国立劇場12月歌舞伎公演


菊五郎劇団による遠山桜天保日記の通し狂言だ。ごぞんじ遠山の金さんである。大詰はもちろん北町奉行所のお白洲での遠山裁きだ。そしてもちろん「おうおうおう、この桜吹雪が目にへえらねえか」と片肌を脱ぐ菊五郎。下手人の松緑は「市中引き回しの上、打ち首獄門」となった。磔獄門ではなかった。

この狂言明治26年に初演されたのだという。それを菊五郎がテレビでお馴染みのお白州の場面などの演出を施し、半世紀ぶりに芝居として作り上げたものだ。慣れない芝居だから役者たちも大変なようで、7日目だというのにどこかしっくりこない。

松緑がなんとも悪者に見えないが、それで良いのかもしれない。
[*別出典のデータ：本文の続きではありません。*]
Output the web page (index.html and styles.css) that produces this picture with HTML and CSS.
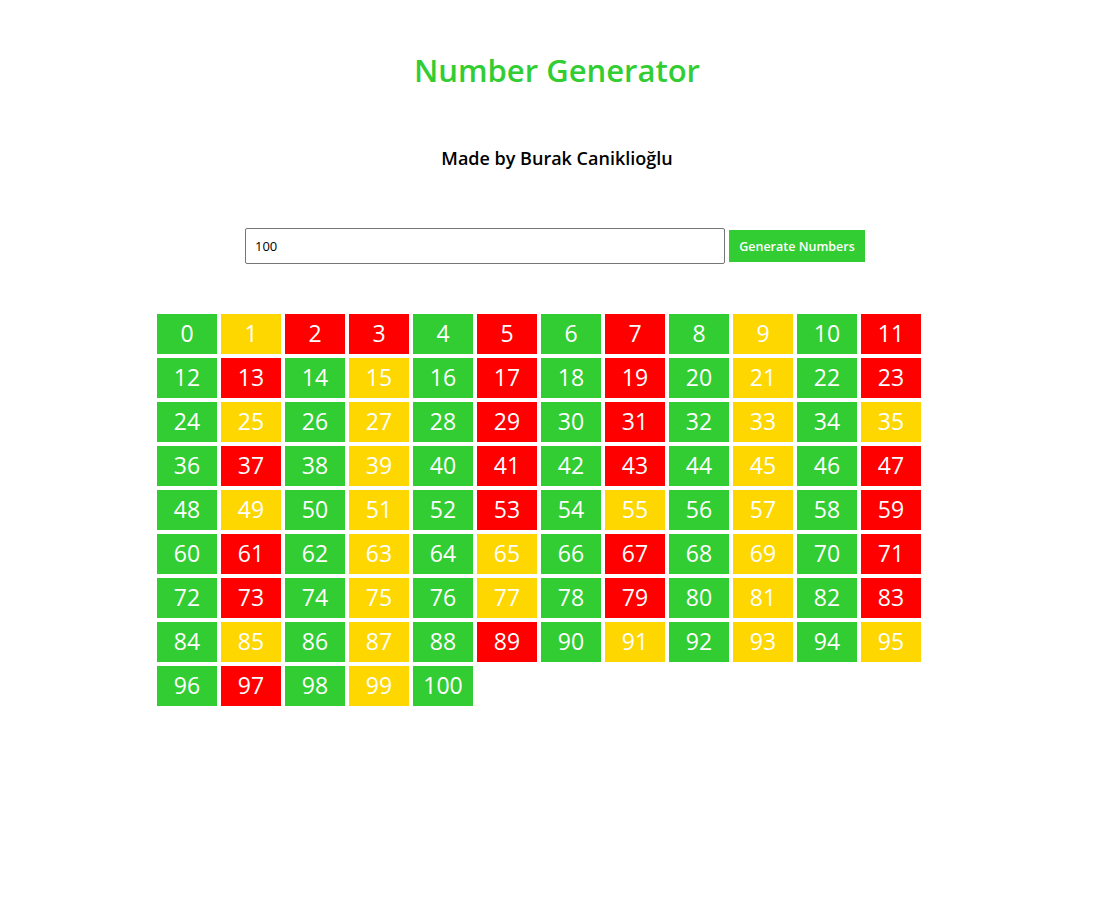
FILE: index.html
```html
<!DOCTYPE html>
<html>
<head>
<meta charset="utf-8">
<link rel="stylesheet" href="styles.css">
</head>
<body>
<h1 class="title">Number Generator</h1>
<h3 class="subtitle">Made by Burak Caniklioğlu</h3>
<div class="form">
  <input class="num-input" type="text" value="100">
  <button class="gen-btn">Generate Numbers</button>
</div>
<div class="grid" id="grid"></div>
<script>
  function isPrime(n){ if(n<2) return false; for(let i=2;i*i<=n;i++){ if(n%i===0) return false;} return true; }
  const g=document.getElementById('grid');
  for(let i=0;i<=100;i++){
    const d=document.createElement('div');
    d.className='box '+(i%2===0 && i!==2 ? 'even' : (isPrime(i)?'prime':'odd'));
    d.textContent=i;
    g.appendChild(d);
  }
</script>
</body>
</html>
```
FILE: styles.css
```css
html, body { margin: 0; padding: 0; background: #fff; }
body { font-family: "Open Sans", "Noto Sans", sans-serif; padding: 8px; }
.title {
  color: #32cd32;
  font-size: 31px;
  font-weight: 600;
  text-align: center;
  margin: 42px 0 0;
  line-height: 40px;
}
.subtitle {
  font-size: 18px;
  font-weight: 600;
  text-align: center;
  margin: 56px 0 0;
  line-height: 24px;
  color: #000;
}
.form {
  display: flex;
  justify-content: center;
  align-items: center;
  gap: 4px;
  margin-top: 58px;
  padding-right: 4px;
}
.num-input {
  width: 480px;
  height: 36px;
  box-sizing: border-box;
  border: 1px solid #767676;
  border-radius: 2px;
  padding: 0 9px;
  font-family: "Open Sans", sans-serif;
  font-size: 13px;
}
.gen-btn {
  background: #32cd32;
  color: #fff;
  border: none;
  height: 32px;
  width: 136px;
  padding: 0;
  font-family: "Open Sans", sans-serif;
  font-size: 12.5px;
  font-weight: 600;
}
.grid {
  display: grid;
  grid-template-columns: repeat(12, 60px);
  grid-auto-rows: 40px;
  gap: 4px;
  margin: 50px 0 0 149px;
}
.box {
  color: #fff;
  font-size: 23px;
  display: flex;
  align-items: center;
  justify-content: center;
  padding-bottom: 2px;
  box-sizing: border-box;
}
.even { background: #32cd32; }
.odd { background: #ffd700; }
.prime { background: #ff0000; }
```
時蔵親子の出番が少なく残念だった。なんと梅枝の出番は15分だけだった。菊之助は相変わらずキレイだ。若手以外は脇役を含めて全員2役で出演しているという印象だ。いかにも劇団という感じがしてよいが、だとすると舞踊も見たかった。まあ、師走の国立劇場なんだからこれでいいか。

ともあれ、今日はどうにも妙な観客が第一列目に座っていて参った。迷惑千万なタイミングでやる気のない声をかけ、一人で始終拍手している。さぞ、役者もやりにくかったと思う。